What is needed — From the listing below, extract every line containing "screenshot".

::: Listing :::

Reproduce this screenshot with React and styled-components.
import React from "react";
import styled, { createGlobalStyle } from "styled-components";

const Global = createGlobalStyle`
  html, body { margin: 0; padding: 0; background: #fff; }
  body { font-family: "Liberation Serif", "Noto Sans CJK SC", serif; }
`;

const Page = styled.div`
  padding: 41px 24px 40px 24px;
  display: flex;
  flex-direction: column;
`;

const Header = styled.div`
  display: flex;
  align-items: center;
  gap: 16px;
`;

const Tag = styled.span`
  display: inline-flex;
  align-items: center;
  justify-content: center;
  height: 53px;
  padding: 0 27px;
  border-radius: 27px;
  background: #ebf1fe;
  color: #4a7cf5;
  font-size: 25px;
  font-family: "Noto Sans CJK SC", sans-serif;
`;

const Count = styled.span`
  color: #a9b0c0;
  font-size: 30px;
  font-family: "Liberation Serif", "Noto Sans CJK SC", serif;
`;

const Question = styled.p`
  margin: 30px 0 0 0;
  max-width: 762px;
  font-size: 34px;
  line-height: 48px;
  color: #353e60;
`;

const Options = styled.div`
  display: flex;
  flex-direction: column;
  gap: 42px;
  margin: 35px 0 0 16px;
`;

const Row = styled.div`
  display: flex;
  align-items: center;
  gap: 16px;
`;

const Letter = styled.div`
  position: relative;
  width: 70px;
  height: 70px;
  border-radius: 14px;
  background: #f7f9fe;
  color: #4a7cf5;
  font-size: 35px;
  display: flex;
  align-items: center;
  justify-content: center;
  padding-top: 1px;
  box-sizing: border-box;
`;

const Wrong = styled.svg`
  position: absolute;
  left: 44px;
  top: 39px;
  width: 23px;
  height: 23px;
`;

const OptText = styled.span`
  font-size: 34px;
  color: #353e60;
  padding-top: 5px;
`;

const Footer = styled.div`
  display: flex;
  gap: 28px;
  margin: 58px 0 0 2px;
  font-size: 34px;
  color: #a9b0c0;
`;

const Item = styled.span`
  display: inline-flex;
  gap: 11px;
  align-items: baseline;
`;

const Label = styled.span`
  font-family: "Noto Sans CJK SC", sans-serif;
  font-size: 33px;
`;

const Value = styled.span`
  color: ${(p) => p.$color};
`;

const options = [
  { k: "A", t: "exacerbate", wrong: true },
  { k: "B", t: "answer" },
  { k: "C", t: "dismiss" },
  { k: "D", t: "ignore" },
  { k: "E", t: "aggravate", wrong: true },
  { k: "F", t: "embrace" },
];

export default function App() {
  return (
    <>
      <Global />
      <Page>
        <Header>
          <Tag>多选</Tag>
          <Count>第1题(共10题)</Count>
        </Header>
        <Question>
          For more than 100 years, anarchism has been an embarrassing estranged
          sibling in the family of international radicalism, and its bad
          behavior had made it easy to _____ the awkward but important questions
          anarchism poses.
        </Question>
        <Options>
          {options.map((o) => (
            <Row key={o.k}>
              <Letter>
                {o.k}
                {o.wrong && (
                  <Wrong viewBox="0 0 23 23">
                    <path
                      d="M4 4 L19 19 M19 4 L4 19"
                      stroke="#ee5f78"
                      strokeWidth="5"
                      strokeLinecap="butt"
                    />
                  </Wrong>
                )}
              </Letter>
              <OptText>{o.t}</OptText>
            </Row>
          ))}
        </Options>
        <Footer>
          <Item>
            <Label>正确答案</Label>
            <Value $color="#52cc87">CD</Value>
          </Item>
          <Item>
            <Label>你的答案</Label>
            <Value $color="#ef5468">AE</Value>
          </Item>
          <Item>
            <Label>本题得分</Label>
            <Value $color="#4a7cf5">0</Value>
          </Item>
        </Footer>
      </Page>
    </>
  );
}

:::
::: Listing :::

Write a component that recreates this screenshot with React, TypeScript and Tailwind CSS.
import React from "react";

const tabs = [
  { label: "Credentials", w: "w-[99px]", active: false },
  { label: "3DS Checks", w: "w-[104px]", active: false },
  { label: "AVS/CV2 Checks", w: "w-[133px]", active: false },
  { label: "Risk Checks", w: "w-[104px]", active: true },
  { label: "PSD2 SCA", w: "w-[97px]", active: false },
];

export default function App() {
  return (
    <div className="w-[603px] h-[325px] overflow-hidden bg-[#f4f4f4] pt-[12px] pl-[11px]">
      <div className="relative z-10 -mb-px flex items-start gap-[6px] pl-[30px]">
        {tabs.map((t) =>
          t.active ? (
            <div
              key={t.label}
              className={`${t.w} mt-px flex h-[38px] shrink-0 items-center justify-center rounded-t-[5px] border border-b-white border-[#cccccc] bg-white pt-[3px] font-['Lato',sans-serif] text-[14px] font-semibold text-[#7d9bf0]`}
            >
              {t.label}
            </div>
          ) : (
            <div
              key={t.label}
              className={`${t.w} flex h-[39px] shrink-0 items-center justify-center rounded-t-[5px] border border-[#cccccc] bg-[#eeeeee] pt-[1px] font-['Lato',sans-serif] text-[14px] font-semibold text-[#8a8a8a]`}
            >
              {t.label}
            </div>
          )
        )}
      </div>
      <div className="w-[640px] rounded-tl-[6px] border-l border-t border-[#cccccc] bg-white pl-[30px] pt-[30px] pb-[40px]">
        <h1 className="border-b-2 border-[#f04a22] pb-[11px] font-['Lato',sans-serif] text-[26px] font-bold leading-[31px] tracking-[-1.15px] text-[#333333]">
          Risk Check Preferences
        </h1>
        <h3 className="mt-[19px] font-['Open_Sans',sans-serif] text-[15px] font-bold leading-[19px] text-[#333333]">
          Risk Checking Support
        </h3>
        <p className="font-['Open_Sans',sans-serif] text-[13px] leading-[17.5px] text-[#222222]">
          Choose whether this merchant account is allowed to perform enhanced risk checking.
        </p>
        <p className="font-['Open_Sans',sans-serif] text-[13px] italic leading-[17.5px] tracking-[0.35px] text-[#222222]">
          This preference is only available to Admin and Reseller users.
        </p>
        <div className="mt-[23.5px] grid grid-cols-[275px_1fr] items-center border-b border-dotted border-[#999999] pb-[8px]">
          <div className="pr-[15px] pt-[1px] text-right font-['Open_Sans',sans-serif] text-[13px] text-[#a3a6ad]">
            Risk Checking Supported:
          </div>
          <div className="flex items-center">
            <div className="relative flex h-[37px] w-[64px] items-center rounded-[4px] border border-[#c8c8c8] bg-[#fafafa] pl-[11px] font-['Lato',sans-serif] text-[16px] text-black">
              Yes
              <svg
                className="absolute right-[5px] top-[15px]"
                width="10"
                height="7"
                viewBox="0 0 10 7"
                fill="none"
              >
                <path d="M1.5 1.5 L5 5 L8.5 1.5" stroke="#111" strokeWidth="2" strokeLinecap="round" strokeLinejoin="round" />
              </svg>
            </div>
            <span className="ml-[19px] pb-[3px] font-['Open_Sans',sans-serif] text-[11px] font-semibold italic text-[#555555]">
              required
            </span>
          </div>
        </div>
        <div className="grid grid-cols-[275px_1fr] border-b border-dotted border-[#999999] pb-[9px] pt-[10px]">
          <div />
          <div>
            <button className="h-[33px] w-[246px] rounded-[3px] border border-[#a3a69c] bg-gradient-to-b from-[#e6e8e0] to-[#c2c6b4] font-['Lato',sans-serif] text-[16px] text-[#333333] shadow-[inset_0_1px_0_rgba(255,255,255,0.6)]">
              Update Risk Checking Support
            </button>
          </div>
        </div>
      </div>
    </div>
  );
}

:::

The solution —
Reproduce this screenshot with React and styled-components.
Write a component that recreates this screenshot with React, TypeScript and Tailwind CSS.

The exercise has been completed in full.